Author(s):
Nunes, Carlos ; Ashofteh, Afshin
Date: 2024
Persistent ID: http://hdl.handle.net/10362/169567
Origin: Repositório Institucional da UNL
Subject(s): Feature store; Official statistics; Machine learning operations; Data science; Big data; Data quality; Artificial Intelligence; Computer Networks and Communications; Computer Science Applications; Software; Media Technology; Computational Mathematics; Education; SDG 8 - Decent Work and Economic Growth; SDG 9 - Industry, Innovation, and Infrastructure; SDG 17 - Partnerships for the Goals
Description
Nunes, C. E. R., & Ashofteh, A. (2024). A Review of Big Data and Machine Learning Operations in Official Statistics: MLOps and Feature Store Adoption. In H. Shahriar, H. Ohsaki, M. Sharmin, D. Towey, AKM. J. A. Majumder, Y. Hori, J-J. Yang, M. Takemoto, N. Sakib, R. Banno, & S. I. Ahamed (Eds.), 2024 IEEE 48th Annual Computers, Software, and Applications Conference: COMPSAC 2024 (pp. 711-718). (Proceedings of the IEEE Annual Computer Software and Applications Conference). Institute of Electrical and Electronics Engineers (IEEE). https://doi.org/10.1109/COMPSAC61105.2024.00101
Integrating machine learning (ML) into the official statisticians' toolset is gaining popularity as National Statistical Offices (NSOs) strive to improve their methodologies. This trend poses new challenges and implications for incorporating innovative techniques that ensure the reliability of the official statistical production process.

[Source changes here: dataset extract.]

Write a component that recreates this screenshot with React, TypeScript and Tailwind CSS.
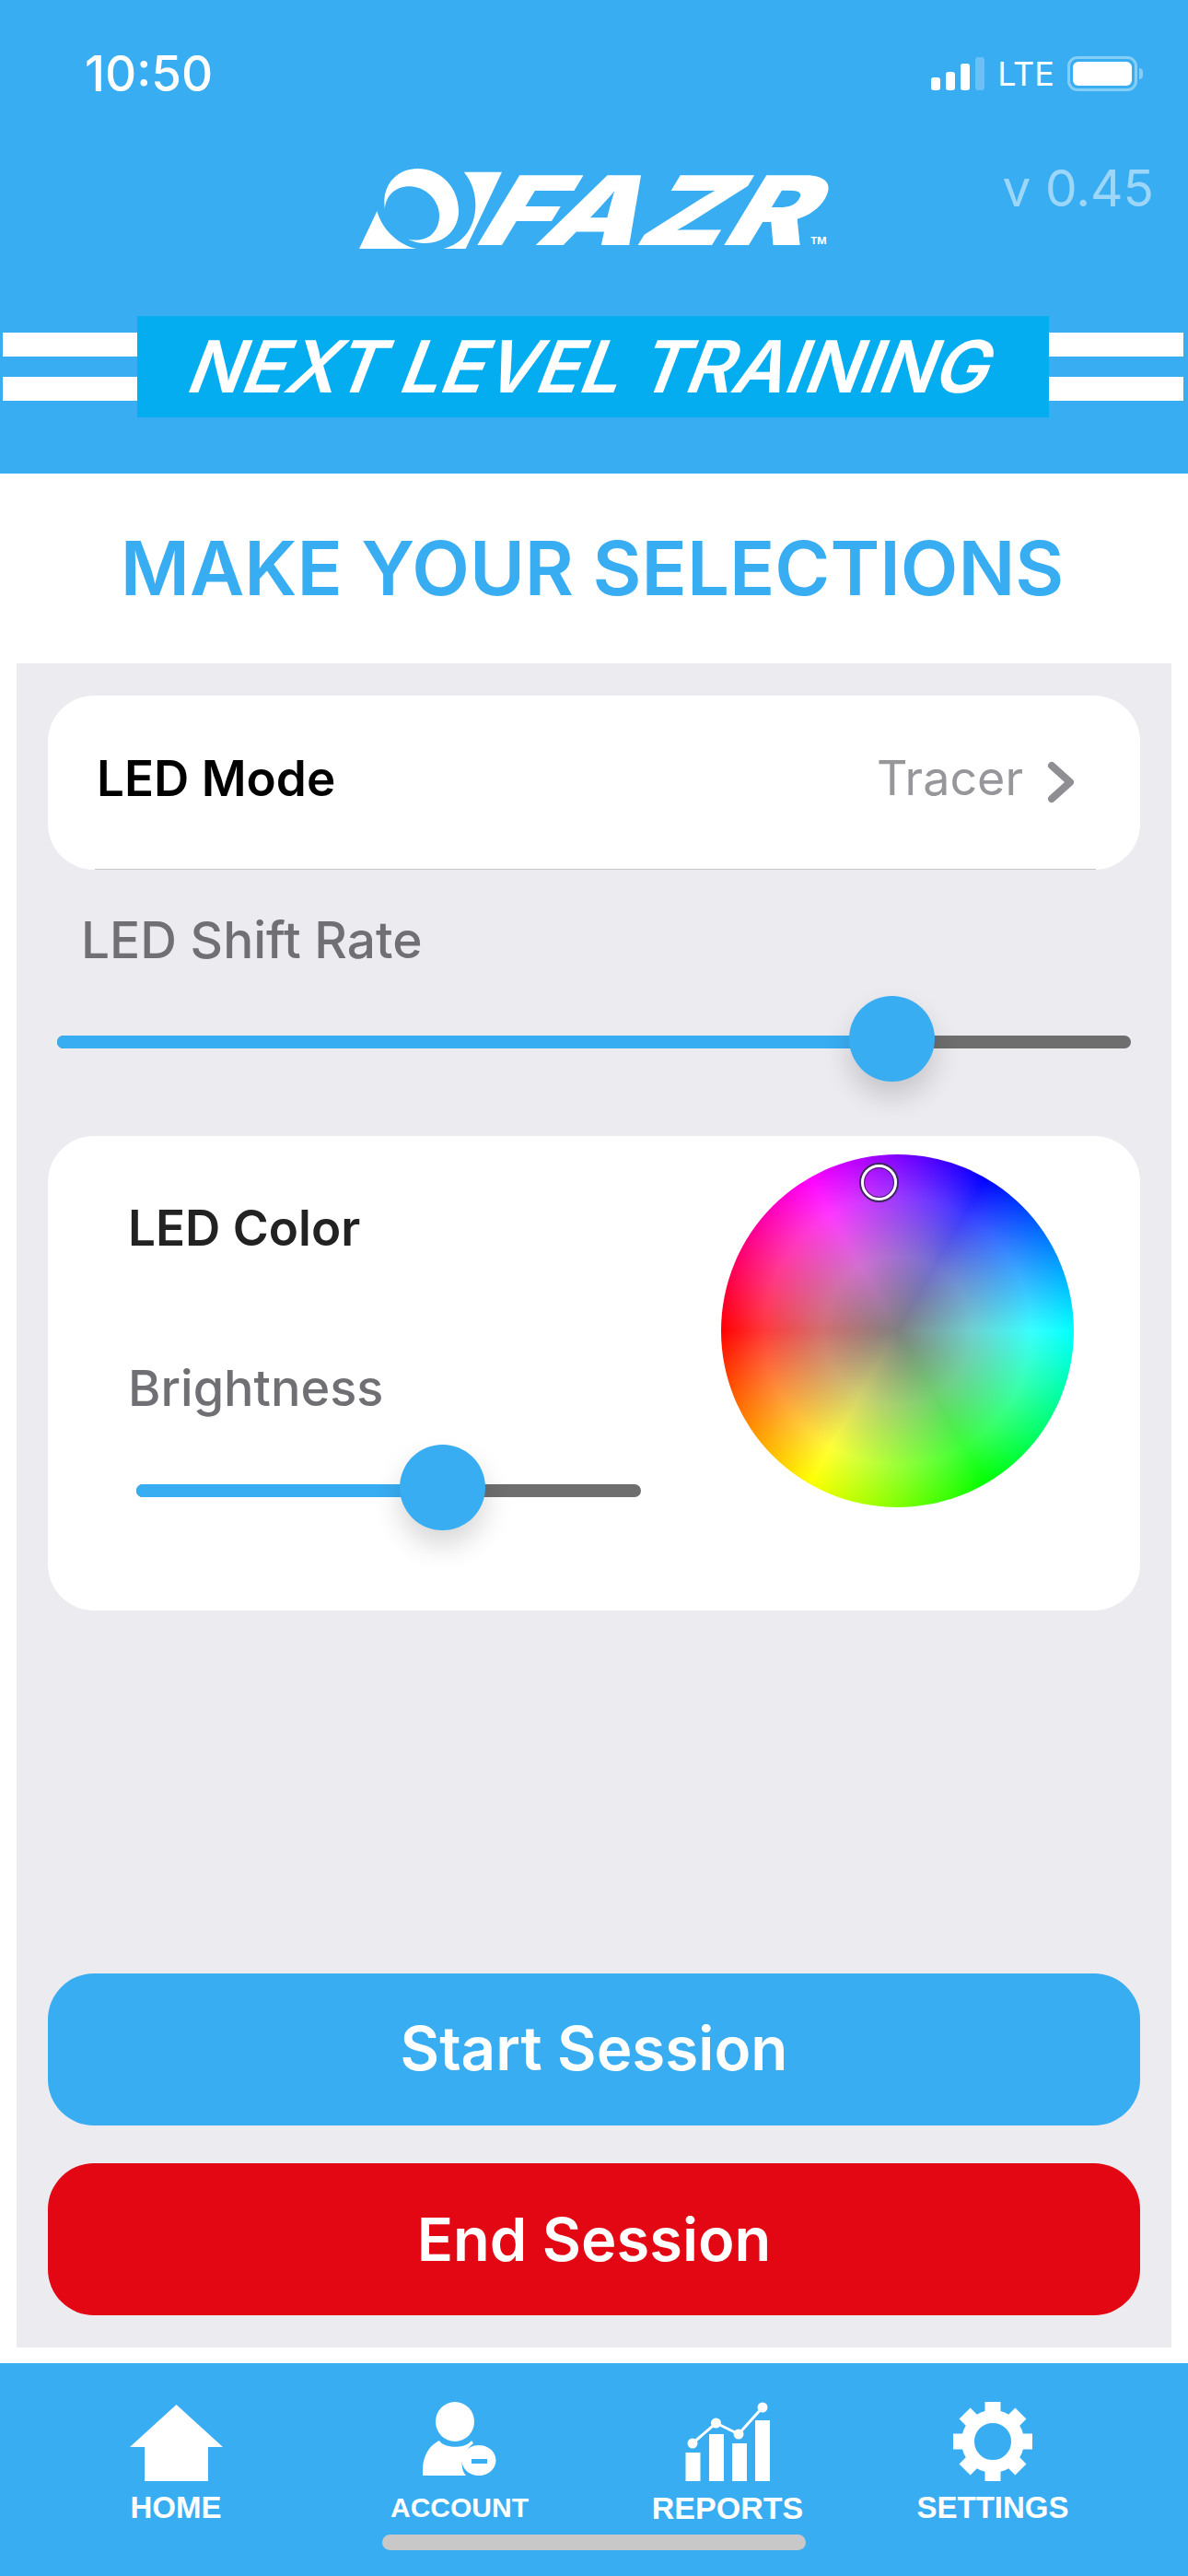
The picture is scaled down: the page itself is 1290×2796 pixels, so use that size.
const blue = 'bg-[#38adf2]'

function Signal() {
  return (
    <div className="flex items-end gap-[6px]">
      <div className="h-[14px] w-[10px] rounded-[3px] bg-white" />
      <div className="h-[20px] w-[10px] rounded-[3px] bg-white" />
      <div className="h-[29px] w-[10px] rounded-[3px] bg-white" />
      <div className="h-[36px] w-[10px] rounded-[3px] bg-white/25" />
    </div>
  )
}

function Battery() {
  return (
    <div className="flex items-center gap-[2px]">
      <div className="h-[38px] w-[76px] rounded-[11px] border-[3px] border-white/40 p-[3px]">
        <div className="h-full w-full rounded-[6px] bg-white" />
      </div>
      <div className="h-[12px] w-[4px] rounded-r-full bg-white/40" />
    </div>
  )
}

function LogoMark() {
  return (
    <svg viewBox="132 97 406 261" preserveAspectRatio="none" className="h-[87px] w-[155px]" fill="#fff">
      <path d="M205 228C195 150 240 97 298 97C365 97 415 160 415 235C415 295 375 340 320 340C305 340 285 335 272 327C330 340 360 300 360 250C360 200 320 155 275 155C235 155 208 185 205 228Z" />
      <path d="M183 235C195 290 240 345 295 358L132 358Z" />
      <path d="M430 108L538 108L435 358L372 358C430 340 463 285 463 215C463 175 450 135 430 108Z" />
    </svg>
  )
}

function Stripes() {
  return (
    <div className="flex w-[146px] flex-col gap-[22px]">
      <div className="h-[26px] bg-white" />
      <div className="h-[26px] bg-white" />
    </div>
  )
}

function Slider({ fill, width }: { fill: string; width: string }) {
  return (
    <div className={`relative flex h-[14px] items-center rounded-full bg-[#6e6e6e] ${width}`}>
      <div className={`h-[14px] rounded-full bg-[#38adf2] ${fill}`} />
      <div className="absolute top-[-43px] size-[93px] rounded-full bg-[#38adf2] shadow-[0_16px_30px_rgba(0,0,0,0.16)] [left:var(--thumb)]" />
    </div>
  )
}

function ColorWheel() {
  return (
    <div className="relative size-[383px] rounded-full bg-[image:radial-gradient(circle_closest-side,#808080_0%,rgba(180,180,180,0.62)_42%,rgba(255,255,255,0.22)_76%,rgba(255,255,255,0)_100%),conic-gradient(from_90deg,#0ff,#0f0,#ff0,#f00,#f0f,#00f,#0ff)]">
      <div className="absolute left-[150px] top-[9px] size-[43px] rounded-full border-2 border-[#3a2a55]">
        <div className="size-full rounded-full border-[3px] border-white">
          <div className="size-full rounded-full border border-[#3a2a55]" />
        </div>
      </div>
    </div>
  )
}

function HomeIcon() {
  return (
    <svg viewBox="0 0 101 83" className="h-[83px] w-[101px]" fill="#fff">
      <path d="M50.500 0L101 46H85V83H16V46H0Z" />
    </svg>
  )
}

function AccountIcon() {
  return (
    <svg viewBox="461 2607 80 80" className="mb-[6px] h-[80px] w-[80px]" fill="#fff">
      <ellipse cx="496" cy="2628.500" rx="21" ry="21.500" />
      <path d="M461 2687C460 2670 465 2656 479 2649C484 2658 508 2658 514 2649L516 2652C505 2660 499 2676 508 2687Z" />
      <path fillRule="evenodd" d="M522 2654A18.500 16.500 0 1 1 521.900 2654ZM514 2669V2674H531V2669Z" />
    </svg>
  )
}

function ReportsIcon() {
  return (
    <svg viewBox="744 2607 92 87" className="h-[87px] w-[92px]" fill="#fff">
      <rect x="744.500" y="2663" width="16" height="31" />
      <rect x="770" y="2643" width="16" height="51" />
      <rect x="795" y="2653" width="16" height="41" />
      <rect x="820" y="2628" width="16" height="66" />
      <path d="M752 2653L777.500 2631L802 2643L828 2614" fill="none" stroke="#fff" strokeWidth="3" />
      <circle cx="752" cy="2653" r="5.500" />
      <circle cx="777.500" cy="2631" r="5.500" />
      <circle cx="802" cy="2643" r="5.500" />
      <circle cx="828" cy="2614" r="5.500" />
    </svg>
  )
}

function GearIcon() {
  const angles = [0, 45, 90, 135, 180, 225, 270, 315]
  return (
    <svg viewBox="-43 -43 86 86" className="size-[86px]">
      <circle cx="0" cy="0" r="27" fill="none" stroke="#fff" strokeWidth="14" />
      {angles.map((angle) => (
        <path key={angle} d="M-8.500 -43H8.500V-26H-8.500Z" fill="#fff" transform={`rotate(${angle})`} />
      ))}
    </svg>
  )
}

function TabItem({ label, icon, labelSize }: { label: string; icon: React.ReactNode; labelSize: string }) {
  return (
    <div className="flex flex-col items-center">
      <div className="flex h-[92px] items-end">{icon}</div>
      <span className={`mt-[10px] font-['Liberation_Sans',sans-serif] font-bold leading-[38px] text-white ${labelSize}`}>{label}</span>
    </div>
  )
}

export default function App() {
  return (
    <div className="relative flex h-[2796px] w-[1290px] flex-col overflow-hidden bg-white font-['Inter',sans-serif]">
      <header className={`h-[514px] ${blue} relative`}>
        <div className="flex h-[140px] items-start justify-between pl-[92px] pr-[49px] pt-[50px]">
          <span className="text-[53px] font-medium leading-[60px] text-white">10:50</span>
          <div className="flex items-center gap-[14px] pt-[10px]">
            <Signal />
            <span className="text-[36px] leading-[40px] text-white">LTE</span>
            <Battery />
          </div>
        </div>
        <span className="absolute right-[37px] top-[172px] text-[55px] leading-[64px] text-white/50">v 0.45</span>
        <span className="absolute left-[880px] top-[255px] text-[11px] font-bold leading-[12px] text-white">TM</span>
        <div className="mt-[28px] flex items-end pl-[390px]">
          <LogoMark />
          <span className="relative mb-[-18px] ml-[-10px] origin-left -skew-x-[25deg] scale-x-[1.3] text-[104px] font-black leading-[120px] text-white">
            FAZR
          </span>
        </div>
        <div className="mt-[73px] flex items-center">
          <div className="ml-[3px]"><Stripes /></div>
          <div className="flex h-[110px] w-[990px] items-center justify-center bg-[#03adf0]">
            <span className="shrink-0 -skew-x-[21deg] whitespace-nowrap text-[78px] font-semibold leading-none text-white">
              NEXT LEVEL TRAINING
            </span>
          </div>
          <Stripes />
        </div>
      </header>

      <h1 className="flex h-[206px] items-center justify-center pr-[4px] text-[81.500px] font-semibold text-[#38adf2]">MAKE YOUR SELECTIONS</h1>

      <main className="mx-[18px] flex h-[1828px] flex-col bg-[#ebebf0] px-[34px] pt-[35px]">
        <div className="relative flex h-[189px] items-start justify-between rounded-[50px] bg-white pl-[53px] pr-[71px] pt-[60px]">
          <span className="text-[53px] font-semibold leading-[60px] text-black">LED Mode</span>
          <div className="flex items-center gap-[26px]">
            <span className="text-[52px] leading-[60px] text-[#96969b]">Tracer</span>
            <svg viewBox="0 0 30 46" className="mt-[8px] h-[46px] w-[30px]" fill="none" stroke="#8e8e93" strokeWidth="8" strokeLinecap="round" strokeLinejoin="round">
              <path d="M5 5L25 23L5 41" />
            </svg>
          </div>
          <div className="absolute bottom-0 left-[51px] right-[48px] h-[1px] bg-[#c8c8cc]" />
        </div>

        <span className="ml-[36px] mt-[46px] text-[55px] font-medium leading-[60px] text-[#707074]">LED Shift Rate</span>
        <div className="ml-[10px] mt-[74px] [--thumb:860px]">
          <Slider fill="w-[880px]" width="w-[1166px]" />
        </div>

        <div className="mt-[95px] flex h-[515px] rounded-[50px] bg-white pl-[87px] pt-[20px]">
          <div className="flex w-[644px] flex-col pt-[50px]">
            <span className="text-[53px] font-semibold leading-[60px] text-[#222]">LED Color</span>
            <span className="mt-[114px] text-[54px] font-medium leading-[60px] text-[#707074]">Brightness</span>
            <div className="ml-[9px] mt-[74px] [--thumb:286px]">
              <Slider fill="w-[300px]" width="w-[548px]" />
            </div>
          </div>
          <ColorWheel />
        </div>

        <button className="mt-[394px] h-[165px] rounded-[50px] bg-[#38adf2] text-center text-[65.500px] font-semibold text-white">Start Session</button>
        <button className="mt-[41px] h-[165px] rounded-[50px] bg-[#e30613] text-center text-[65px] font-semibold text-white">End Session</button>
      </main>

      <nav className={`mt-[17px] flex-1 ${blue} relative pt-[36px]`}>
        <div className="grid grid-cols-[300px_316px_266px_310px] pl-[41px]">
          <TabItem label="HOME" labelSize="text-[33px]" icon={<HomeIcon />} />
          <TabItem label="ACCOUNT" labelSize="text-[30px]" icon={<AccountIcon />} />
          <TabItem label="REPORTS" labelSize="text-[34px]" icon={<ReportsIcon />} />
          <TabItem label="SETTINGS" labelSize="text-[33px]" icon={<GearIcon />} />
        </div>
        <div className="absolute bottom-[28px] left-[415px] h-[17px] w-[460px] rounded-full bg-[#c8c8c8]" />
      </nav>
    </div>
  )
}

A comprehensive literature review was conducted using Scopus and Web of Science databases to explore the contemporary applications of data science in official statistics. A total of 178 research articles were identified, focusing on areas such as big data, machine learning, and data quality. While the literature review revealed extensive proposals on utilizing alternative data and applying machine learning techniques to support official statistics production, it also identified research gaps in the post-training steps of the machine learning process. Areas requiring further investigation include machine learning operations in a production environment, data quality assurance, and governance.